Recorded information:

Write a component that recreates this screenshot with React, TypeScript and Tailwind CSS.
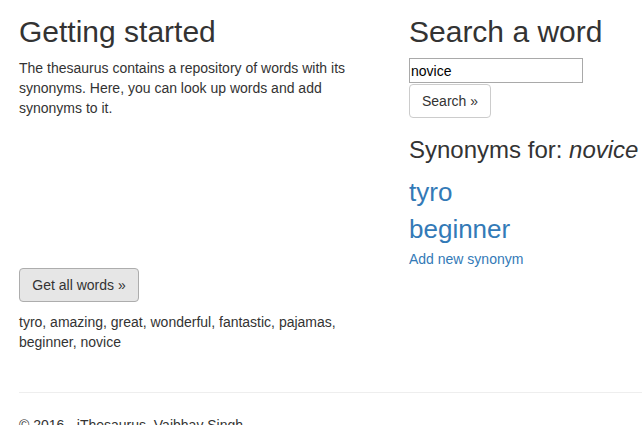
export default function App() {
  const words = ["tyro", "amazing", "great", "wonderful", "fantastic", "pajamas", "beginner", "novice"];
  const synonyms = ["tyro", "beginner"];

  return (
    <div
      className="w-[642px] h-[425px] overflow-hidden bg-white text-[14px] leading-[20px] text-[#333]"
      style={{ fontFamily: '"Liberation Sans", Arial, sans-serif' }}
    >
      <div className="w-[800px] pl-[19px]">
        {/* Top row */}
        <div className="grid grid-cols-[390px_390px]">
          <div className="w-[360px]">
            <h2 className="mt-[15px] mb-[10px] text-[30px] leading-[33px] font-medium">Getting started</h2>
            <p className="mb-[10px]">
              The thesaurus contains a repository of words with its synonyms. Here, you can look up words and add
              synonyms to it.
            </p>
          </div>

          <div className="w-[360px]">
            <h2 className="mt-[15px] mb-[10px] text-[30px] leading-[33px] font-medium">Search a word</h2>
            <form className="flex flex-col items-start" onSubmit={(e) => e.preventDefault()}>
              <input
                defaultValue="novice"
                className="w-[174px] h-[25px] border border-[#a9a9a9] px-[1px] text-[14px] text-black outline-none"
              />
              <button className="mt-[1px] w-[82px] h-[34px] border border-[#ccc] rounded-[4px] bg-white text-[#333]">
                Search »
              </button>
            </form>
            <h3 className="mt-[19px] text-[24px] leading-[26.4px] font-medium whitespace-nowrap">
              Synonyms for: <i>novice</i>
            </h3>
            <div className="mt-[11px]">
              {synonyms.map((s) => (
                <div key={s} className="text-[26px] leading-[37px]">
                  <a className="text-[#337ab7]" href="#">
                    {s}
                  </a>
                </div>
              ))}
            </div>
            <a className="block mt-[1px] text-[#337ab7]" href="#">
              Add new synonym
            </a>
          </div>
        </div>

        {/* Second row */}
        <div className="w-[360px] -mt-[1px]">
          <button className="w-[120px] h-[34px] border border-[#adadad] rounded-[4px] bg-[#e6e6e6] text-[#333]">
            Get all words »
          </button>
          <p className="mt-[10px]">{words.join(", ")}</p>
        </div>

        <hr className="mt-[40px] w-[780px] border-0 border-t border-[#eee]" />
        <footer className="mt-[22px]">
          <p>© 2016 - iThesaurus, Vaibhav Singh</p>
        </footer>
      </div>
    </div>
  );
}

Exercise aim:
Transcribe the listing in full and omit the pictures.

Written response:
Write a component that recreates this screenshot with React, TypeScript and Tailwind CSS.
export default function App() {
  const words = ["tyro", "amazing", "great", "wonderful", "fantastic", "pajamas", "beginner", "novice"];
  const synonyms = ["tyro", "beginner"];

  return (
    <div
      className="w-[642px] h-[425px] overflow-hidden bg-white text-[14px] leading-[20px] text-[#333]"
      style={{ fontFamily: '"Liberation Sans", Arial, sans-serif' }}
    >
      <div className="w-[800px] pl-[19px]">
        {/* Top row */}
        <div className="grid grid-cols-[390px_390px]">
          <div className="w-[360px]">
            <h2 className="mt-[15px] mb-[10px] text-[30px] leading-[33px] font-medium">Getting started</h2>
            <p className="mb-[10px]">
              The thesaurus contains a repository of words with its synonyms. Here, you can look up words and add
              synonyms to it.
            </p>
          </div>

          <div className="w-[360px]">
            <h2 className="mt-[15px] mb-[10px] text-[30px] leading-[33px] font-medium">Search a word</h2>
            <form className="flex flex-col items-start" onSubmit={(e) => e.preventDefault()}>
              <input
                defaultValue="novice"
                className="w-[174px] h-[25px] border border-[#a9a9a9] px-[1px] text-[14px] text-black outline-none"
              />
              <button className="mt-[1px] w-[82px] h-[34px] border border-[#ccc] rounded-[4px] bg-white text-[#333]">
                Search »
              </button>
            </form>
            <h3 className="mt-[19px] text-[24px] leading-[26.4px] font-medium whitespace-nowrap">
              Synonyms for: <i>novice</i>
            </h3>
            <div className="mt-[11px]">
              {synonyms.map((s) => (
                <div key={s} className="text-[26px] leading-[37px]">
                  <a className="text-[#337ab7]" href="#">
                    {s}
                  </a>
                </div>
              ))}
            </div>
            <a className="block mt-[1px] text-[#337ab7]" href="#">
              Add new synonym
            </a>
          </div>
        </div>

        {/* Second row */}
        <div className="w-[360px] -mt-[1px]">
          <button className="w-[120px] h-[34px] border border-[#adadad] rounded-[4px] bg-[#e6e6e6] text-[#333]">
            Get all words »
          </button>
          <p className="mt-[10px]">{words.join(", ")}</p>
        </div>

        <hr className="mt-[40px] w-[780px] border-0 border-t border-[#eee]" />
        <footer className="mt-[22px]">
          <p>© 2016 - iThesaurus, Vaibhav Singh</p>
        </footer>
      </div>
    </div>
  );
}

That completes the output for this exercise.